>> Begin Supplied data

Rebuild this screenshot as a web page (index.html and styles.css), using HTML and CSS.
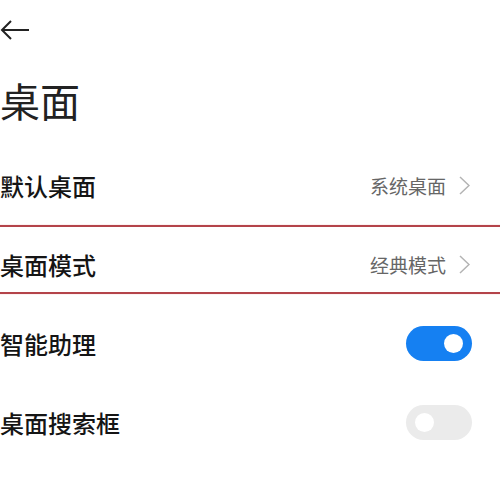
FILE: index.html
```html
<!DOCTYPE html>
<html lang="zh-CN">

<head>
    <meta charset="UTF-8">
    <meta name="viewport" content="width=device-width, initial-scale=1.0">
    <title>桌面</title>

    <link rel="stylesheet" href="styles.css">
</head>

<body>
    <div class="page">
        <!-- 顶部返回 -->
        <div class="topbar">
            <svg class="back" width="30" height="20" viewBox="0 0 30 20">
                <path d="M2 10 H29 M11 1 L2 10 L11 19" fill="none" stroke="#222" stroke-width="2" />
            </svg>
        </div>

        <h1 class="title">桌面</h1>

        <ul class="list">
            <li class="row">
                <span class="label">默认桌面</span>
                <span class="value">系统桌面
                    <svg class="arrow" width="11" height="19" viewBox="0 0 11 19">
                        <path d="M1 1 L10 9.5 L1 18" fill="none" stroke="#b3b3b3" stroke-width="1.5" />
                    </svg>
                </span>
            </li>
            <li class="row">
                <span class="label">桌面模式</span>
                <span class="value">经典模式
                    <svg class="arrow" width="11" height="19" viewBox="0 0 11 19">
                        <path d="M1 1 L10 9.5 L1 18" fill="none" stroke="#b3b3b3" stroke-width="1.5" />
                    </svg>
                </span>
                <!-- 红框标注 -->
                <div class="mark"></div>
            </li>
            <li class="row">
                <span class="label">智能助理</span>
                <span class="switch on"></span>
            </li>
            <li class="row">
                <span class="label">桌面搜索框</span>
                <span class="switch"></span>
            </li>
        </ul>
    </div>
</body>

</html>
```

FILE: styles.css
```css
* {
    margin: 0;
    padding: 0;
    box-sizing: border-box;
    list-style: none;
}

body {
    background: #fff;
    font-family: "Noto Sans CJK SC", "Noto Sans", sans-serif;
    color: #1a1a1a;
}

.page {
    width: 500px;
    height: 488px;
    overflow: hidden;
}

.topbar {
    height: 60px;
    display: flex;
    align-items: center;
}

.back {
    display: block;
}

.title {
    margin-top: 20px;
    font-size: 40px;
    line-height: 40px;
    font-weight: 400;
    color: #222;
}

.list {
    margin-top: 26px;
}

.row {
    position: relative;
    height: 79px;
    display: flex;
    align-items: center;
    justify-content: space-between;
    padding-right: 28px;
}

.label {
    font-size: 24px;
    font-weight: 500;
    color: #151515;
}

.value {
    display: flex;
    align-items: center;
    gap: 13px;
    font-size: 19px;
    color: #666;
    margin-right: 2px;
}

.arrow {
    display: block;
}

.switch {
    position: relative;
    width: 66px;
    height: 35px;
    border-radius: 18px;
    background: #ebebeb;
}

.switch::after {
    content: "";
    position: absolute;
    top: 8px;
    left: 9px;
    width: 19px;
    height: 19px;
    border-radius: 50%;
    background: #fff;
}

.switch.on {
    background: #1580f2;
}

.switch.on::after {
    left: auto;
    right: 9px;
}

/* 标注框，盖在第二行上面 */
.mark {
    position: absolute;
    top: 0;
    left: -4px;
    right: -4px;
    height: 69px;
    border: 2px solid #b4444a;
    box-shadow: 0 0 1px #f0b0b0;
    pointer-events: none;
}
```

>> End Supplied data

**Task requirements:** Transcribe the listing above verbatim. Omit the pictures.

**Output:**
Rebuild this screenshot as a web page (index.html and styles.css), using HTML and CSS.
FILE: index.html
```html
<!DOCTYPE html>
<html lang="zh-CN">

<head>
    <meta charset="UTF-8">
    <meta name="viewport" content="width=device-width, initial-scale=1.0">
    <title>桌面</title>

    <link rel="stylesheet" href="styles.css">
</head>

<body>
    <div class="page">
        <!-- 顶部返回 -->
        <div class="topbar">
            <svg class="back" width="30" height="20" viewBox="0 0 30 20">
                <path d="M2 10 H29 M11 1 L2 10 L11 19" fill="none" stroke="#222" stroke-width="2" />
            </svg>
        </div>

        <h1 class="title">桌面</h1>

        <ul class="list">
            <li class="row">
                <span class="label">默认桌面</span>
                <span class="value">系统桌面
                    <svg class="arrow" width="11" height="19" viewBox="0 0 11 19">
                        <path d="M1 1 L10 9.5 L1 18" fill="none" stroke="#b3b3b3" stroke-width="1.5" />
                    </svg>
                </span>
            </li>
            <li class="row">
                <span class="label">桌面模式</span>
                <span class="value">经典模式
                    <svg class="arrow" width="11" height="19" viewBox="0 0 11 19">
                        <path d="M1 1 L10 9.5 L1 18" fill="none" stroke="#b3b3b3" stroke-width="1.5" />
                    </svg>
                </span>
                <!-- 红框标注 -->
                <div class="mark"></div>
            </li>
            <li class="row">
                <span class="label">智能助理</span>
                <span class="switch on"></span>
            </li>
            <li class="row">
                <span class="label">桌面搜索框</span>
                <span class="switch"></span>
            </li>
        </ul>
    </div>
</body>

</html>
```

FILE: styles.css
```css
* {
    margin: 0;
    padding: 0;
    box-sizing: border-box;
    list-style: none;
}

body {
    background: #fff;
    font-family: "Noto Sans CJK SC", "Noto Sans", sans-serif;
    color: #1a1a1a;
}

.page {
    width: 500px;
    height: 488px;
    overflow: hidden;
}

.topbar {
    height: 60px;
    display: flex;
    align-items: center;
}

.back {
    display: block;
}

.title {
    margin-top: 20px;
    font-size: 40px;
    line-height: 40px;
    font-weight: 400;
    color: #222;
}

.list {
    margin-top: 26px;
}

.row {
    position: relative;
    height: 79px;
    display: flex;
    align-items: center;
    justify-content: space-between;
    padding-right: 28px;
}

.label {
    font-size: 24px;
    font-weight: 500;
    color: #151515;
}

.value {
    display: flex;
    align-items: center;
    gap: 13px;
    font-size: 19px;
    color: #666;
    margin-right: 2px;
}

.arrow {
    display: block;
}

.switch {
    position: relative;
    width: 66px;
    height: 35px;
    border-radius: 18px;
    background: #ebebeb;
}

.switch::after {
    content: "";
    position: absolute;
    top: 8px;
    left: 9px;
    width: 19px;
    height: 19px;
    border-radius: 50%;
    background: #fff;
}

.switch.on {
    background: #1580f2;
}

.switch.on::after {
    left: auto;
    right: 9px;
}

/* 标注框，盖在第二行上面 */
.mark {
    position: absolute;
    top: 0;
    left: -4px;
    right: -4px;
    height: 69px;
    border: 2px solid #b4444a;
    box-shadow: 0 0 1px #f0b0b0;
    pointer-events: none;
}
```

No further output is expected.